Striking the gavel on the podium, Harrison likened the blow’s echoes throughout the hall to the past that “comes to a head in this moment – to teach us, to console us, to motivate us.” The reverberations continued as he pounded the mallet after recounting 19 individual blessings, including:
- The Gospel of Jesus Christ,
- The sacred Scriptures,
- “Fantastic seminaries in good shape and friends all over the world seeking our partnership,”
- “Thousands of faithful pastors” and “thousands more teachers and church workers,”
- A university system “to die for with 30,000 students,”
- International mission work in some 85 countries, and
- Nearly 6,200 congregations “on the front lines of mission.”
In a more somber tone, Harrison then acknowledged “severe challenges” that, “as we all know,” the Church faces, including:
- That one in three people under age 30 in the U.S. are religiously unaffiliated. He is shocked, Harrison said, by the number of people he meets who say, “I used to be LCMS;”
- Declines in the birth rate, in marriage as an institution and in the number of LCMS youth.
- The culture that, Harrison said, “is on the attack;”
- The slow, 40-year mission decline that, Harrison noted, even “our best efforts” have been unable to stem.
‘Remarkable moment’
“Jesus has placed this good ship Missouri out on the high seas,” he said, calling today’s culture “wretched” and the world’s hatred “palpable.”
“But the Lord doesn’t want us safely secluded away from the world in a tranquil haven. He wants us out among sinners, just like us, who need Him,” Harrison said.
“Take heart!

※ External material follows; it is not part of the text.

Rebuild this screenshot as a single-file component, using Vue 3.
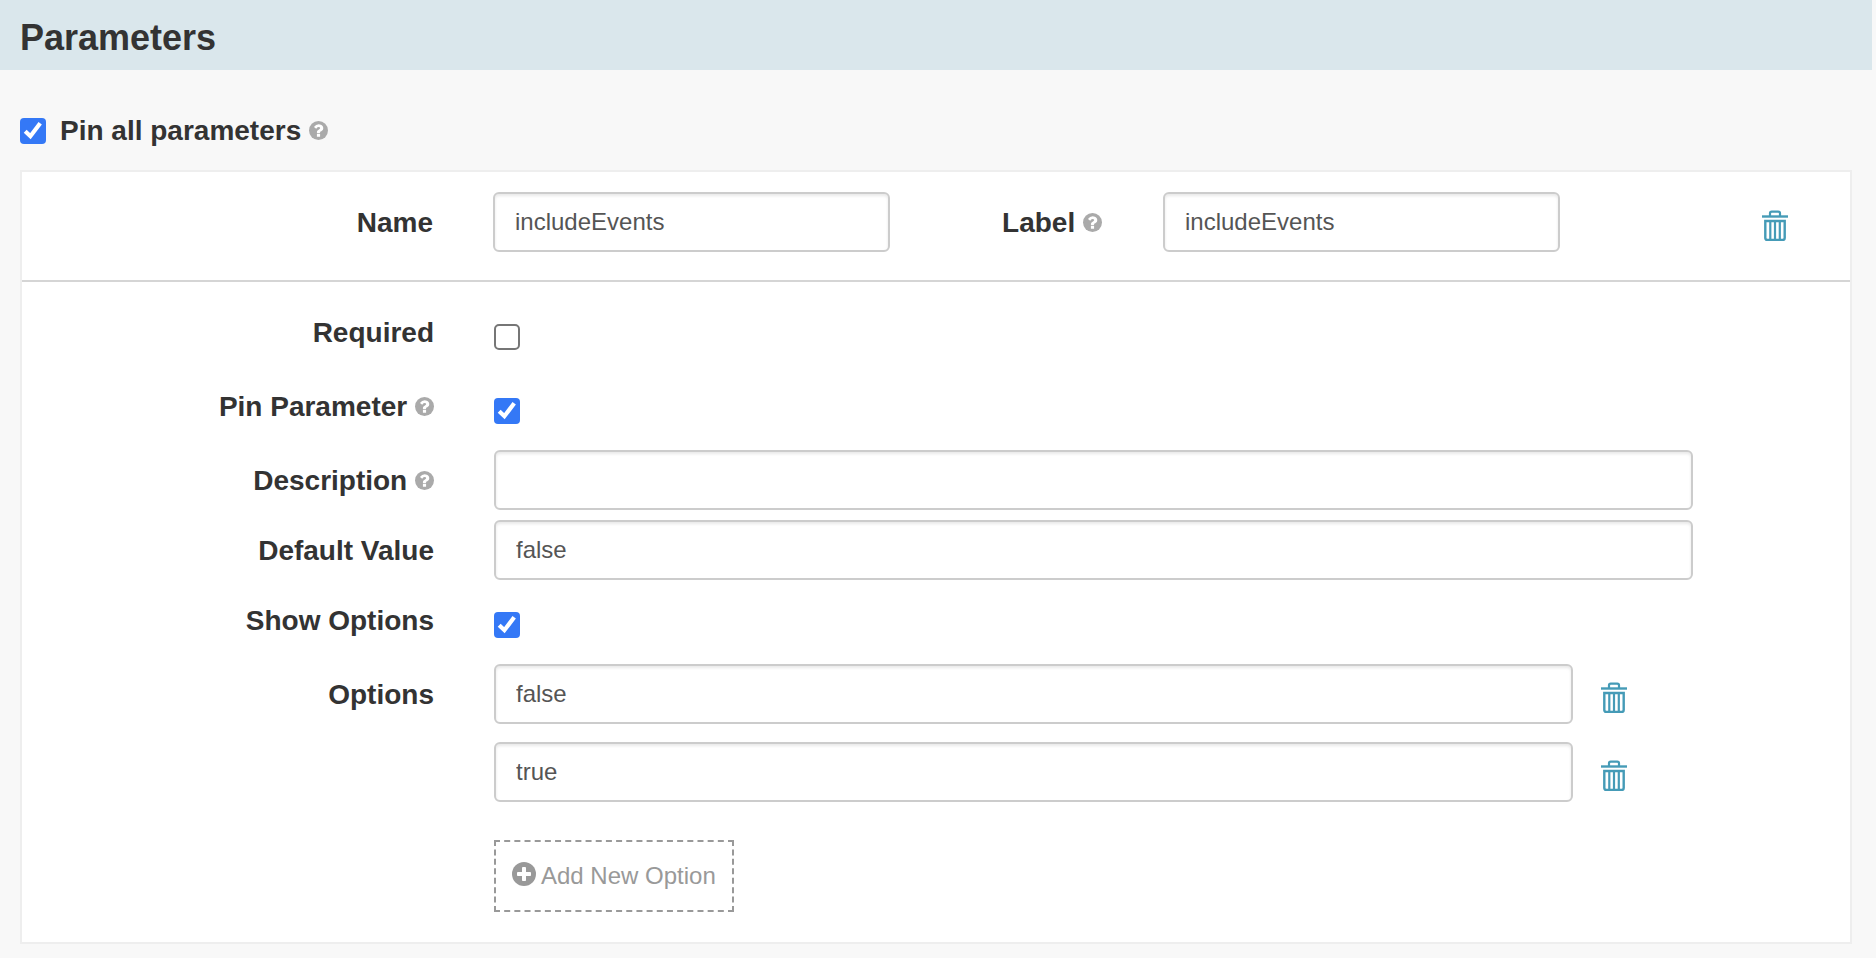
<script setup>
import { h, reactive } from 'vue'

const question = 'M1024 1376v-192q0-14-9-23t-23-9h-192q-14 0-23 9t-9 23v192q0 14 9 23t23 9h192q14 0 23-9t9-23zM1280 704q0-88-55.500-163t-138.500-116-170-41q-243 0-371 213-15 24 8 42l132 100q7 6 19 6 16 0 25-12 53-68 86-92 34-24 86-24 48 0 85.500 26t37.500 59q0 38-20 61t-68 45q-63 28-115.500 86.500t-52.500 125.500v36q0 14 9 23t23 9h192q14 0 23-9t9-23q0-19 21.500-49.500t54.500-49.500q32-18 49-28.500t46-35 44.500-48 28-60.500 12.500-81z'
const plus = 'M1344 960v-128q0-26-19-45t-45-19h-256v-256q0-26-19-45t-45-19h-128q-26 0-45 19t-19 45v256h-256q-26 0-45 19t-19 45v128q0 26 19 45t45 19h256v256q0 26 19 45t45 19h128q26 0 45-19t19-45v-256h256q26 0 45-19t19-45z'

const RoundIcon = (props) =>
  h('svg', { viewBox: '128 128 1536 1536', 'aria-hidden': 'true' }, [
    h('circle', { cx: 896, cy: 896, r: 768, fill: 'currentColor' }),
    h('path', { d: props.glyph, fill: '#fff' }),
  ])
RoundIcon.props = ['glyph']

const TrashIcon = () =>
  h('svg', { viewBox: '0 0 26 31', fill: 'none', stroke: 'currentColor', 'stroke-width': 2.2 }, [
    h('path', { d: 'M0 6.500h26', 'stroke-width': 2.4 }),
    h('path', { d: 'M8 6V3.200q0-1.600 1.700-1.600h6.600q1.700 0 1.700 1.600V6' }),
    h('path', { d: 'M3.300 11h19.400v17q0 2-2 2H5.300q-2 0-2-2z', 'stroke-width': 2.4 }),
    h('path', { d: 'M8.300 11v19M13 11v19M17.800 11v19' }),
  ])

const CheckMark = () =>
  h('svg', { viewBox: '0 0 26 26', fill: 'none', stroke: '#fff', 'stroke-width': 4.2 }, [
    h('path', { d: 'M5.200 13.200L10.400 18.200L20.200 5.200' }),
  ])

const form = reactive({
  pinAll: true,
  name: 'includeEvents',
  label: 'includeEvents',
  required: false,
  pinned: true,
  description: '',
  defaultValue: 'false',
  showOptions: true,
  options: ['false', 'true'],
})
</script>

<template>
  <main class="page">
    <header class="title-bar"><h1>Parameters</h1></header>

    <div class="pin-all">
      <label class="check">
        <input v-model="form.pinAll" type="checkbox" />
        <CheckMark v-if="form.pinAll" />
      </label>
      <span class="caption">Pin all parameters</span>
      <RoundIcon class="help" :glyph="question" />
    </div>

    <section class="panel">
      <div class="panel-head">
        <div class="caption name-caption">Name</div>
        <input v-model="form.name" class="field" type="text" />
        <div class="caption label-caption">Label <RoundIcon class="help" :glyph="question" /></div>
        <input v-model="form.label" class="field" type="text" />
        <button class="trash head-trash" type="button"><TrashIcon /></button>
      </div>

      <div class="rows">
        <div class="row loose">
          <div class="caption">Required</div>
          <label class="check">
            <input v-model="form.required" type="checkbox" />
            <CheckMark v-if="form.required" />
          </label>
        </div>
        <div class="row loose">
          <div class="caption">Pin Parameter <RoundIcon class="help" :glyph="question" /></div>
          <label class="check">
            <input v-model="form.pinned" type="checkbox" />
            <CheckMark v-if="form.pinned" />
          </label>
        </div>
        <div class="row">
          <div class="caption">Description <RoundIcon class="help" :glyph="question" /></div>
          <input v-model="form.description" class="field" type="text" />
        </div>
        <div class="row">
          <div class="caption">Default Value</div>
          <input v-model="form.defaultValue" class="field" type="text" />
        </div>
        <div class="row loose">
          <div class="caption">Show Options</div>
          <label class="check">
            <input v-model="form.showOptions" type="checkbox" />
            <CheckMark v-if="form.showOptions" />
          </label>
        </div>
        <div v-if="form.showOptions" class="row options-row">
          <div class="caption">Options</div>
          <div class="options">
            <div v-for="(option, i) in form.options" :key="i" class="option">
              <input v-model="form.options[i]" class="field" type="text" />
              <button class="trash" type="button" @click="form.options.splice(i, 1)"><TrashIcon /></button>
            </div>
            <button class="add" type="button" @click="form.options.push('')">
              <RoundIcon class="plus" :glyph="plus" /><span>Add New Option</span>
            </button>
          </div>
        </div>
      </div>
    </section>
  </main>
</template>

<style>
body {
  margin: 0;
  background: #f8f8f8;
}
</style>

<style scoped>
* {
  box-sizing: border-box;
}
.page {
  height: 958px;
  overflow: hidden;
  background: #f8f8f8;
  color: #333;
  font-family: "Liberation Sans", Arial, sans-serif;
}
.title-bar {
  width: 1872px;
  height: 70px;
  padding-left: 20px;
  background: #dae7ec;
}
h1 {
  margin: 0;
  font-size: 36px;
  line-height: 76px;
  font-weight: 700;
}
.pin-all {
  display: flex;
  align-items: center;
  height: 60px;
  margin: 30px 0 10px 20px;
}
.pin-all .check {
  margin: 2px 14px 0 0;
}
.caption {
  height: 60px;
  font-size: 28px;
  line-height: 62px;
  font-weight: 700;
  white-space: nowrap;
}
.caption .help,
.pin-all .help {
  display: inline-block;
  width: 19px;
  height: 19px;
  color: #aaa;
}
.caption .help {
  vertical-align: 0.5px;
}
.pin-all .help {
  margin-left: 8px;
}
.panel {
  width: 1832px;
  height: 774px;
  margin-left: 20px;
  border: 2px solid #eee;
  background: #fff;
}
.panel-head {
  display: flex;
  height: 110px;
  padding-top: 20px;
  border-bottom: 2px solid #d5d5d5;
}
.name-caption {
  width: 411px;
  margin-right: 60px;
  text-align: right;
}
.panel-head .field {
  width: 397px;
}
.label-caption {
  width: 212px;
  margin-right: 61px;
  text-align: right;
}
.rows {
  display: flex;
  flex-direction: column;
  gap: 10px;
  padding-top: 20px;
}
.row {
  display: grid;
  grid-template-columns: 412px 1199px;
  column-gap: 60px;
  min-height: 60px;
}
.row > .caption {
  text-align: right;
}
.row.loose {
  margin-bottom: 4px;
}
.row > .check {
  margin-top: 22px;
}
.field {
  display: block;
  width: 100%;
  height: 60px;
  margin: 0;
  padding: 0 20px;
  border: 2px solid #ccc;
  border-radius: 6px;
  outline: none;
  background: #fff;
  box-shadow: inset 0 2px 3px rgba(0, 0, 0, 0.09);
  color: #555;
  font-family: inherit;
  font-size: 24px;
}
.check {
  display: grid;
  width: 26px;
  height: 26px;
}
.check > * {
  grid-area: 1 / 1;
  width: 26px;
  height: 26px;
}
.check > svg {
  z-index: 1;
  pointer-events: none;
}
.check input {
  margin: 0;
  appearance: none;
  border: 2px solid #767676;
  border-radius: 5px;
  background: #fff;
}
.check input:checked {
  border: 0;
  border-radius: 4px;
  background: #3478f6;
}
.options {
  display: flex;
  flex-direction: column;
  align-items: flex-start;
  gap: 18px;
}
.option {
  display: flex;
}
.option .field {
  width: 1079px;
}
.trash {
  width: 26px;
  height: 31px;
  margin: 18px 0 0 28px;
  padding: 0;
  border: 0;
  background: none;
  color: #459bb7;
}
.head-trash {
  margin-left: 202px;
}
.trash svg {
  display: block;
  width: 26px;
  height: 31px;
}
.add {
  display: flex;
  align-items: center;
  width: 240px;
  height: 72px;
  margin-top: 20px;
  padding: 0 0 0 16px;
  border: 2px dashed #999;
  background: #fff;
  color: #999;
  font-family: inherit;
  font-size: 24px;
  line-height: 68px;
  white-space: nowrap;
}
.plus {
  width: 24px;
  height: 24px;
  margin: -4px 5px 0 0;
}
</style>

Jesus wants us out in the waves, out in the storm, and out in the world, but not of the world,” the president continued, referencing John 17:11, 16. “And He is here with us in that storm.”
In closing, Harrison called this “a remarkable moment” for the LCMS.
“I believe that as America goes the way of Europe, the Church will actually be attacked more violently on this continent because we do not have the tradition of state churches,” he said.
At the same time, the president said, as we “obey God rather than men” (Acts 5:29) and as our constitutional guarantees of religious freedom face constant infringement, “the Lord will work good among us, perhaps even bringing about greater unity among us which has often eluded us.”
Calling attention to “a tectonic shift in world Lutheranism,” Harrison cited the growth of Lutheran churches in Africa, including multi-million member churches in Ethiopia and Madagascar.
African Lutherans “are coming to us not asking for money,” Harrison said. “They want our teaching; they want our biblical and Lutheran fidelity, which has become so eroded in the European and American Lutheran world because of historical criticism and its effects.”
At a time when “the vast migration” of people compares with that of the Roman Empire, Harrison said, the Church “cannot completely separate” mission” to Spanish-speaking peoples and Africans in the U.S. and mission to their countries of origin.
Closing on a personal note, the president said he is “deeply honored” to serve the people of the LCMS.
“I have been humbled over the past three years in many ways – many private, some public,” he said, calling himself “a poor, miserable, fallible sinner, trusting in the sole merit of my Savior Jesus.”
Harrison said he prays that “our time together will help us grow in our Baptisms –
that we will grab hold of Baptism, the very Gospel of Christ poured on us, and that this Baptism will drive us.”
We are baptized for witness, for mercy and for life together, Harrison said, “and we’re baptized for this very moment.”